I've read some recent great posts on the interwebs and originally intended to expand upon them in a few DUS posts, but time has been limited as of late. Below are a few quick summaries and links of recommended reading:

The Dead Sea Works | Mammoth

If Mammoth isn't in your RSS feed then quickly remedy that. Architect authors Rob Holmes and Stephen Becker have and continue to produce several expansive posts of the landscape infrastructure persuasion.

The conveyor belt, at 18 kilometers the third longest in the world (at least at the time of its design), was planned to create a more efficient means for Dead Sea Works company to convey over a million tons of potash each year from the extraction site (400 meters above sea level) to the Dead Sea Works’ main factory on the banks of the Dead Sea (400 meters below sea level).
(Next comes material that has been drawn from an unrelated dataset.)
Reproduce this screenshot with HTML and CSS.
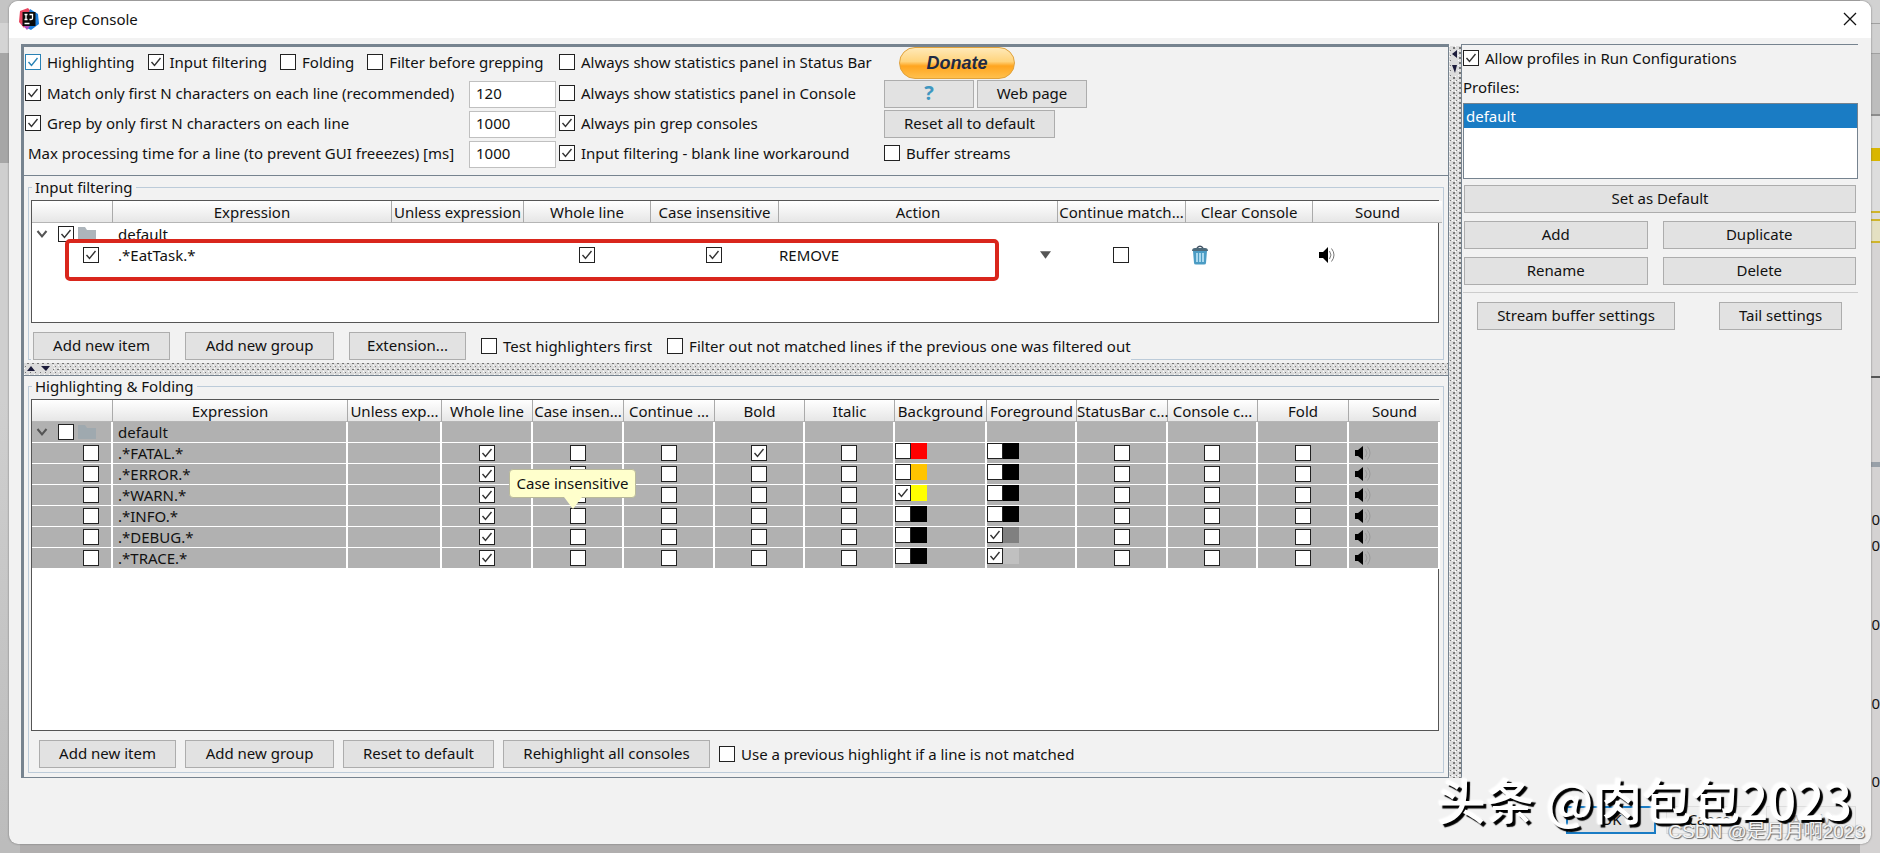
FILE: index.html
```
<!DOCTYPE html>
<html lang="en">
<head>
    <meta charset="UTF-8">
    <meta name="viewport" content="width=device-width, initial-scale=1.0">
    <title>Grep Console</title>
    <link rel="stylesheet" href="styles.css">
</head>
<body>
    <div class="ide ide-left"></div>
    <div class="ide ide-right">
        <span class="digit d1">0</span>
        <span class="digit d2">0</span>
        <span class="digit d3">0</span>
        <span class="digit d4">0</span>
        <span class="digit d5">0</span>
    </div>

    <svg width="0" height="0" class="defs">
        <symbol id="chevron" viewBox="0 0 12 12"><path d="M1.500 3l4.500 5.500L10.500 3" fill="none" stroke="#555" stroke-width="2"/></symbol>
        <symbol id="folder" viewBox="0 0 18 16"><path d="M0 1h7l2 3h9v11H0z" fill="currentColor"/></symbol>
        <symbol id="speaker" viewBox="0 0 18 16">
            <path d="M1 5h4l5-5v16l-5-5H1z"/>
            <path d="M11.500 4q3 4 0 8M13.500 1.500q5 6.500 0 13" fill="none" stroke="#777" stroke-width="1"/>
        </symbol>
        <symbol id="speaker-off" viewBox="0 0 18 16">
            <path d="M1 5h3l5-4v14l-5-4H1z"/>
            <path d="M11.500 4q3 4 0 8M13.500 1.500q5 6.500 0 13" fill="none" stroke="#999" stroke-width="1"/>
        </symbol>
        <symbol id="trash" viewBox="0 0 18 20">
            <path d="M6 3q3-3.500 6 0" fill="none" stroke="#456" stroke-width="1.500"/>
            <path d="M1 6q0-3 3-3h10q3 0 3 3z" fill="#4e6a7a"/>
            <path d="M2 6h14l-1 12q0 1.500-2 1.500H5q-2 0-2-1.500z" fill="#4b9cc4"/>
            <path d="M6 8v9M9 8v9M12 8v9" stroke="#c9ecfb" stroke-width="1.500"/>
        </symbol>
    </svg>

    <div class="dialog">
        <header class="titlebar">
            <svg class="logo" viewBox="0 0 20 22">
                <path d="M1 3l8-3 5 6-9 14-5-6z" fill="#e8455f"/>
                <path d="M11 1l8 5 1 10-8 6-6-3z" fill="#1d7ddb"/>
                <path d="M2 15l6 7 3-4z" fill="#b24fc0"/>
                <rect x="3.500" y="4" width="13" height="14" fill="#0a0a0a"/>
                <path d="M5.500 6.500h3M7 6.500v5M5.500 11.500h3M10.500 6.500h3v4q0 1-1.500 1h-1.500M5.500 15.500h5" fill="none" stroke="#fff" stroke-width="1.300"/>
            </svg>
            <h1>Grep Console</h1>
            <button class="close" aria-label="Close">
                <svg viewBox="0 0 14 14"><path d="M1 1l12 12M13 1L1 13" stroke="#111" stroke-width="1.300"/></svg>
            </button>
        </header>

        <div class="content">
            <main class="left">
                <section class="options">
                    <div class="row-main">
                        <label class="focus"><input type="checkbox" checked>Highlighting</label>
                        <label><input type="checkbox" checked>Input filtering</label>
                        <label><input type="checkbox">Folding</label>
                        <label><input type="checkbox">Filter before grepping</label>
                    </div>
                    <label><input type="checkbox">Always show statistics panel in Status Bar</label>
                    <div><button class="donate">Donate</button></div>

                    <label><input type="checkbox" checked>Match only first N characters on each line (recommended)</label>
                    <input type="text" value="120" aria-label="Match limit">
                    <label><input type="checkbox">Always show statistics panel in Console</label>
                    <div class="pair">
                        <button class="btn help">?</button>
                        <button class="btn web">Web page</button>
                    </div>

                    <label><input type="checkbox" checked>Grep by only first N characters on each line</label>
                    <input type="text" value="1000" aria-label="Grep limit">
                    <label><input type="checkbox" checked>Always pin grep consoles</label>
                    <div class="pair"><button class="btn reset-all">Reset all to default</button></div>

                    <label class="plain" for="max-time">Max processing time for a line (to prevent GUI freeezes) [ms]</label>
                    <input type="text" id="max-time" value="1000">
                    <label><input type="checkbox" checked>Input filtering - blank line workaround</label>
                    <label><input type="checkbox">Buffer streams</label>
                </section>

                <fieldset class="group filtering">
                    <legend>Input filtering</legend>
                    <div class="table-box">
                        <table>
                            <colgroup>
                                <col style="width:81px"><col style="width:279px"><col style="width:132px">
                                <col style="width:127px"><col style="width:128px"><col style="width:279px">
                                <col style="width:128px"><col style="width:127px"><col style="width:129px">
                            </colgroup>
                            <thead>
                                <tr>
                                    <th></th><th>Expression</th><th>Unless expression</th><th>Whole line</th>
                                    <th>Case insensitive</th><th>Action</th><th>Continue match...</th>
                                    <th>Clear Console</th><th>Sound</th>
                                </tr>
                            </thead>
                            <tbody>
                                <tr>
                                    <td class="tree">
                                        <svg class="chevron"><use href="#chevron"/></svg>
                                        <input type="checkbox" aria-label="default" checked>
                                        <svg class="folder"><use href="#folder"/></svg>
                                    </td>
                                    <td>default</td><td></td><td></td><td></td><td></td><td></td><td></td><td></td>
                                </tr>
                                <tr>
                                    <td class="tree leaf"><input type="checkbox" aria-label="EatTask" checked></td>
                                    <td>.*EatTask.*</td>
                                    <td></td>
                                    <td class="mid"><input type="checkbox" aria-label="Whole line" checked></td>
                                    <td class="mid"><input type="checkbox" aria-label="Case insensitive" checked></td>
                                    <td class="action"><select aria-label="Action"><option>REMOVE</option></select></td>
                                    <td class="mid"><input type="checkbox" aria-label="Continue matching"></td>
                                    <td><svg class="trash"><use href="#trash"/></svg></td>
                                    <td><svg class="speaker"><use href="#speaker"/></svg></td>
                                </tr>
                            </tbody>
                        </table>
                        <div class="marker"></div>
                    </div>
                    <div class="bar bar-top">
                        <button class="btn w-item">Add new item</button>
                        <button class="btn w-group">Add new group</button>
                        <button class="btn w-ext">Extension...</button>
                        <label><input type="checkbox">Test highlighters first</label>
                        <label><input type="checkbox">Filter out not matched lines if the previous one was filtered out</label>
                    </div>
                </fieldset>

                <div class="split-h">
                    <svg viewBox="0 0 26 7"><path d="M0 6l4-5 4 5zM14 1h9l-4 5z" fill="#1b1b3a"/></svg>
                </div>

                <fieldset class="group folding">
                    <legend>Highlighting &amp; Folding</legend>
                    <div class="table-box">
                        <table class="grid">
                            <colgroup>
                                <col style="width:81px"><col style="width:235px"><col style="width:94px">
                                <col style="width:91px"><col style="width:91px"><col style="width:91px">
                                <col style="width:90px"><col style="width:90px"><col style="width:92px">
                                <col style="width:90px"><col style="width:91px"><col style="width:90px">
                                <col style="width:91px"><col style="width:91px">
                            </colgroup>
                            <thead>
                                <tr>
                                    <th></th><th>Expression</th><th>Unless exp...</th><th>Whole line</th>
                                    <th>Case insen...<div class="tip">Case insensitive</div></th>
                                    <th>Continue ...</th><th>Bold</th><th>Italic</th>
                                    <th>Background</th><th>Foreground</th><th>StatusBar c...</th>
                                    <th>Console c...</th><th>Fold</th><th>Sound</th>
                                </tr>
                            </thead>
                            <tbody id="rules">
                                <tr>
                                    <td class="tree">
                                        <svg class="chevron"><use href="#chevron"/></svg>
                                        <input type="checkbox" aria-label="default">
                                        <svg class="folder"><use href="#folder"/></svg>
                                    </td>
                                    <td>default</td><td></td><td></td><td></td><td></td><td></td>
                                    <td></td><td></td><td></td><td></td><td></td><td></td><td></td>
                                </tr>
                            </tbody>
                        </table>
                    </div>
                    <div class="bar bar-bottom">
                        <button class="btn w-item">Add new item</button>
                        <button class="btn w-group">Add new group</button>
                        <button class="btn w-reset">Reset to default</button>
                        <button class="btn w-rehigh">Rehighlight all consoles</button>
                        <label><input type="checkbox">Use a previous highlight if a line is not matched</label>
                    </div>
                </fieldset>
            </main>

            <div class="split-v">
                <svg viewBox="0 0 7 26"><path d="M6 0v8L1 4zM1 15h5l-2 8z" fill="#1b1b3a"/></svg>
            </div>

            <aside class="right">
                <label><input type="checkbox" checked>Allow profiles in Run Configurations</label>
                <p>Profiles:</p>
                <ul class="profiles">
                    <li class="selected">default</li>
                </ul>
                <div class="profile-buttons">
                    <button class="btn wide">Set as Default</button>
                    <button class="btn">Add</button>
                    <button class="btn">Duplicate</button>
                    <button class="btn">Rename</button>
                    <button class="btn">Delete</button>
                </div>
                <div class="settings">
                    <button class="btn w-stream">Stream buffer settings</button>
                    <button class="btn w-tail">Tail settings</button>
                </div>
            </aside>
        </div>

        <footer class="footer">
            <button class="btn ok">OK</button>
            <button class="btn faint">Cancel</button>
            <button class="btn faint disabled">Apply</button>
        </footer>
    </div>

    <div class="stamp stamp-big">头条 @肉包包2023</div>
    <div class="stamp stamp-small">CSDN @是月月啊2023</div>

    <script>
        const rules = [
            { name: 'FATAL', bold: true, bg: '#ff0000', fg: '#000000' },
            { name: 'ERROR', bg: '#ffc400', fg: '#000000' },
            { name: 'WARN', bgOn: true, bg: '#ffff00', fg: '#000000' },
            { name: 'INFO', bg: '#000000', fg: '#000000' },
            { name: 'DEBUG', bg: '#000000', fgOn: true, fg: '#808080' },
            { name: 'TRACE', bg: '#000000', fgOn: true, fg: '#c0c0c0' }
        ];

        function box(label, checked) {
            return `<input type="checkbox" aria-label="${label}"${checked ? ' checked' : ''}>`;
        }

        function boxCell(label, checked) {
            return `<td class="mid">${box(label, checked)}</td>`;
        }

        function colorCell(label, checked, color) {
            return `<td class="color">${box(label, checked)}<span class="swatch" style="background:${color}"></span></td>`;
        }

        document.getElementById('rules').insertAdjacentHTML('beforeend', rules.map(r => `
            <tr>
                <td class="tree leaf">${box(r.name)}</td>
                <td>.*${r.name}.*</td>
                <td></td>
                ${boxCell('Whole line', true)}
                ${boxCell('Case insensitive')}
                ${boxCell('Continue matching')}
                ${boxCell('Bold', r.bold)}
                ${boxCell('Italic')}
                ${colorCell('Background', r.bgOn, r.bg)}
                ${colorCell('Foreground', r.fgOn, r.fg)}
                ${boxCell('StatusBar count')}
                ${boxCell('Console count')}
                ${boxCell('Fold')}
                <td><svg class="speaker"><use href="#speaker-off"/></svg></td>
            </tr>`).join(''));
    </script>
</body>
</html>
```
FILE: styles.css
```
* {
    box-sizing: border-box;
}
body {
    margin: 0;
    padding: 1px 9px 9px;
    min-height: 100vh;
    display: flex;
    background: #b0aeae;
    color: #111;
    font-family: "Noto Sans", "Noto Sans CJK SC", sans-serif;
    font-size: 15px;
    line-height: 18px;
}
button, input, select {
    font: inherit;
    color: inherit;
}
.defs {
    position: absolute;
}

/* editor window behind the dialog */
.ide {
    position: absolute;
    top: 0;
    bottom: 0;
    width: 20px;
    overflow: hidden;
}
.ide-left {
    left: 0;
    background: linear-gradient(#c4c4c4 0 23px, #d4d4d4 23px 53px, #a6a6a6 53px 163px, #cfcfcf 163px 400px, #bcbcbc 843px);
}
.ide-right {
    right: 0;
    background: linear-gradient(#d2d2d2 0 23px, #a0a0a0 23px 24px, #d0d0d0 24px 53px, #a0a0a0 53px 54px, #bdbdbd 54px 114px, #8c8c8c 114px 116px, #ddd 116px 148px, #d9b600 148px 161px, #ddd 161px 211px, #d0b52a 211px 213px, #ddd 213px 219px, #d0b52a 219px 221px, #e4e0c2 221px 241px, #d0b52a 241px 243px, #d6d4d4 243px 376px, #555 376px 378px, #d4d2d2 378px 462px, #98a0a8 462px 467px, #d4d2d2 467px);
}
.digit {
    position: absolute;
    right: 0;
}
.d1 { top: 510px; }
.d2 { top: 536px; }
.d3 { top: 615px; }
.d4 { top: 694px; }
.d5 { top: 772px; }

.dialog {
    position: relative;
    flex: 1;
    min-width: 0;
    display: flex;
    flex-direction: column;
    background: #f2f2f2;
    border-radius: 9px;
    box-shadow: 0 0 2px #666;
    overflow: hidden;
}
.titlebar {
    display: flex;
    align-items: center;
    height: 37px;
    padding: 0 10px 2px;
    background: #fff;
}
.titlebar h1 {
    flex: 1;
    margin: 0 0 0 4px;
    font-size: 15px;
    font-weight: normal;
}
.logo {
    width: 20px;
    height: 22px;
}
.close {
    display: flex;
    padding: 4px;
    border: 0;
    background: none;
}
.close svg {
    width: 14px;
    height: 14px;
}
.content {
    flex: 1;
    display: flex;
    padding: 6px 13px 0 12px;
}

/* controls */
label {
    display: flex;
    align-items: center;
    gap: 6px;
    padding-bottom: 2px;
    white-space: nowrap;
}
input[type="checkbox"] {
    appearance: none;
    flex: none;
    width: 16px;
    height: 16px;
    margin: 0;
    border: 1px solid #222;
    background: #fff;
}
input[type="checkbox"]:checked {
    background-image: url("data:image/svg+xml,%3Csvg xmlns='http://www.w3.org/2000/svg' viewBox='0 0 14 14'%3E%3Cpath d='M2.500 7l3 3.500 6-7.500' fill='none' stroke='%23333' stroke-width='1.400'/%3E%3C/svg%3E");
}
.focus input[type="checkbox"] {
    border-color: #2a82b5;
    background-image: url("data:image/svg+xml,%3Csvg xmlns='http://www.w3.org/2000/svg' viewBox='0 0 14 14'%3E%3Cpath d='M2.500 7l3 3.500 6-7.500' fill='none' stroke='%232a82b5' stroke-width='1.400'/%3E%3C/svg%3E");
}
input[type="text"] {
    width: 87px;
    height: 27px;
    padding: 0 6px 2px;
    border: 1px solid #c0c0c0;
    background: #fff;
}
.btn {
    height: 28px;
    padding: 0 0 2px;
    border: 1px solid #adadad;
    background: #e2e2e2;
    white-space: nowrap;
}

/* top options */
.left {
    flex: 1;
    min-width: 0;
    display: flex;
    flex-direction: column;
    border: 1px solid #76838f;
    border-width: 3px 1px 1px 3px;
}
.options {
    display: grid;
    grid-template-columns: 444px 90px 325px 1fr;
    grid-template-rows: 32px 30px 30px 30px;
    align-items: center;
    height: 129px;
    padding-left: 1px;
    border-bottom: 1px solid #76838f;
}
.row-main {
    grid-column: span 2;
    display: flex;
    gap: 13px;
}
.plain {
    padding-left: 3px;
}
.donate {
    display: block;
    width: 116px;
    height: 32px;
    margin-left: 15px;
    border: 1px solid #e0a23c;
    border-radius: 16px;
    background: linear-gradient(#ffe9b8, #ffd47c 45%, #ffa51f 60%, #ffc04d);
    color: #1f2a44;
    font: italic bold 18px "Liberation Sans", Arial, sans-serif;
}
.pair {
    display: flex;
    gap: 3px;
}
.help {
    width: 90px;
    color: #3f97c0;
    font-size: 20px;
    font-weight: bold;
}
.web { width: 110px; }
.reset-all { width: 171px; }

/* groups */
.group {
    display: flex;
    flex-direction: column;
    min-width: 0;
    margin: 2px 4px 0;
    padding: 4px 4px 0 2px;
    border: 1px solid #bccbd9;
}
.group legend {
    margin-left: 1px;
    padding: 0 3px;
}
.folding {
    flex: 1;
    margin: 1px 4px 4px;
}
.table-box {
    position: relative;
    border: 1px solid #555;
    background: #fff;
}
.filtering .table-box {
    height: 123px;
}
.folding .table-box {
    flex: 1;
}
table {
    width: 100%;
    table-layout: fixed;
    border-collapse: separate;
    border-spacing: 0;
}
th {
    position: relative;
    height: 22px;
    padding: 0;
    border-right: 1px solid #aaa;
    border-bottom: 1px solid #b5b5b5;
    background: linear-gradient(#fff, #e6e6e6);
    font-weight: normal;
    white-space: nowrap;
}
th:last-child {
    border-right: 0;
}
td {
    height: 21px;
    padding: 0 0 0 5px;
    line-height: 18px;
    white-space: nowrap;
}
td svg, td input {
    display: block;
}
.grid td {
    background: #b1b1b1;
    border-right: 2px solid #fff;
    border-bottom: 1px solid #fff;
}
.mid {
    padding: 0 2px 0 0;
}
.grid .mid {
    padding: 0;
}
.mid input {
    margin: 0 auto;
}
.tree input, .tree svg {
    display: inline-block;
    vertical-align: middle;
}
.tree {
    padding: 0 0 0 4px;
    font-size: 0;
    line-height: 0;
}
.leaf {
    padding-left: 51px;
}
.chevron {
    width: 12px;
    height: 12px;
    margin-right: 10px;
}
.folder {
    width: 18px;
    height: 16px;
    margin-left: 4px;
    color: #adb5bb;
}
.grid .folder {
    color: #9fa9af;
}
.speaker {
    width: 18px;
    height: 16px;
}
.trash {
    width: 18px;
    height: 20px;
}
.action {
    padding: 0;
}
.action select {
    display: block;
    width: 100%;
    height: 20px;
    padding: 0;
    border: 0;
    appearance: none;
    background: url("data:image/svg+xml,%3Csvg xmlns='http://www.w3.org/2000/svg' viewBox='0 0 12 8'%3E%3Cpath d='M0 0h12L6 8z' fill='%23555'/%3E%3C/svg%3E") no-repeat right 7px center / 11px 8px;
}
.color {
    padding: 0;
    font-size: 0;
    line-height: 0;
    vertical-align: top;
}
.color input, .swatch {
    display: inline-block;
    vertical-align: top;
}
.swatch {
    width: 16px;
    height: 16px;
}
.marker {
    position: absolute;
    left: 33px;
    top: 38px;
    width: 934px;
    height: 42px;
    border: 4px solid #d9261c;
    border-radius: 5px;
}
.tip {
    position: absolute;
    z-index: 2;
    left: -24px;
    top: 69px;
    width: 127px;
    height: 29px;
    border: 1px solid #b9b99a;
    border-radius: 4px;
    background: #ffffcc;
    line-height: 27px;
}
.tip::after {
    content: "";
    position: absolute;
    left: 54px;
    top: 27px;
    width: 18px;
    height: 12px;
    background: #ffffcc;
    clip-path: polygon(0 0, 100% 0, 50% 100%);
}
.bar {
    display: flex;
    align-items: center;
}
.bar label {
    padding-bottom: 0;
}
.bar-top {
    position: relative;
    align-self: flex-start;
    gap: 15px;
    margin: 9px 0 -1px;
    padding-left: 2px;
    background: #f2f2f2;
}
.bar-bottom {
    gap: 9px;
    margin: 9px 0 4px;
    padding-left: 8px;
}
.w-item { width: 137px; }
.w-group { width: 149px; }
.w-ext { width: 117px; }
.w-reset { width: 151px; }
.w-rehigh { width: 207px; }

/* splitters */
.split-h {
    height: 13px;
    margin-top: 3px;
    padding: 2px 3px;
    border-bottom: 1px solid #76838f;
    background: url("data:image/svg+xml,%3Csvg xmlns='http://www.w3.org/2000/svg' width='5' height='6'%3E%3Cpath d='M1 1h1v1H1zM3 4h2v1H3z' fill='%23777'/%3E%3Cpath d='M0 3h1v1H0zM4 0h1v1H4z' fill='%23fff'/%3E%3C/svg%3E") 0 2px #dcdcdc;
}
.split-h svg {
    display: block;
    width: 26px;
    height: 7px;
    background: #dcdcdc;
}
.split-v {
    width: 12px;
    margin-top: 2px;
    padding: 4px 2px;
    background: url("data:image/svg+xml,%3Csvg xmlns='http://www.w3.org/2000/svg' width='6' height='5'%3E%3Cpath d='M2 1h2v2H2zM5 4h1v1H5z' fill='%23777'/%3E%3Cpath d='M1 4h1v1H1zM4 0h1v1H4z' fill='%23fff'/%3E%3C/svg%3E") 2px 0 #dcdcdc;
}
.split-v svg {
    display: block;
    width: 7px;
    height: 26px;
    background: #dcdcdc;
}

/* profiles */
.right {
    width: 397px;
    padding: 4px 0 0 1px;
    border-left: 1px solid #76838f;
    border-top: 1px solid #76838f;
}
.right p {
    margin: 9px 0 7px;
}
.profiles {
    height: 76px;
    margin: 0;
    padding: 0;
    border: 1px solid #76838f;
    background: #fff;
    list-style: none;
}
.selected {
    padding-left: 2px;
    background: #1a7cc4;
    color: #fff;
    line-height: 24px;
}
.profile-buttons {
    display: grid;
    grid-template-columns: 184fr 194fr;
    gap: 8px 15px;
    padding: 6px 2px 7px 1px;
    border-bottom: 1px solid #ccc;
}
.wide {
    grid-column: span 2;
}
.settings {
    display: flex;
    justify-content: space-between;
    padding: 9px 16px 0 14px;
}
.w-stream { width: 198px; }
.w-tail { width: 123px; }

.footer {
    display: flex;
    justify-content: flex-end;
    gap: 10px;
    height: 66px;
    padding: 28px 15px 0 0;
}
.footer .btn {
    width: 90px;
}
.footer .ok {
    border: 2px solid #1a7cc4;
}
.footer .faint {
    border-color: #ddd;
    background: #efefef;
}
.footer .disabled {
    color: #aaa;
}

/* watermarks */
.stamp {
    position: absolute;
    white-space: nowrap;
}
.stamp-big {
    right: 28px;
    bottom: 24px;
    color: #fff;
    font-family: "Noto Sans CJK SC", sans-serif;
    font-size: 49px;
    font-weight: 500;
    line-height: 60px;
    text-shadow: 3px 3px 1px #000, -1px -1px 2px #fff;
}
.stamp-small {
    right: 15px;
    bottom: 9px;
    color: #f4f4f4;
    font-family: "Liberation Sans", "Noto Sans CJK SC", sans-serif;
    font-size: 19px;
    line-height: 24px;
    text-shadow: 1px 1px 1px #666, -1px 0 1px #999;
}
```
The plan for a conveyor belt was established, but due to it's intended path(which would span the entire South Judean Desert Nature Reserve) was opposed by Israel’s Nature Reserves Authority, unless, a Landscape Architect was employed to design the conveyor belt.

Israeli landscape architect Shlomo Aronson was selected by Dead Sea Works for the job. The main objective, minimum impact to the desert ecology. More....

The Gardens of the Delta National Park | Delta National Park

An aerial summary of some of the various gardens of the DNP, and as they may soon become a open to the public, a comparison on the transition of French gardens, hunting grounds began as royal enclaves, but ultimately became beloved public parks. More....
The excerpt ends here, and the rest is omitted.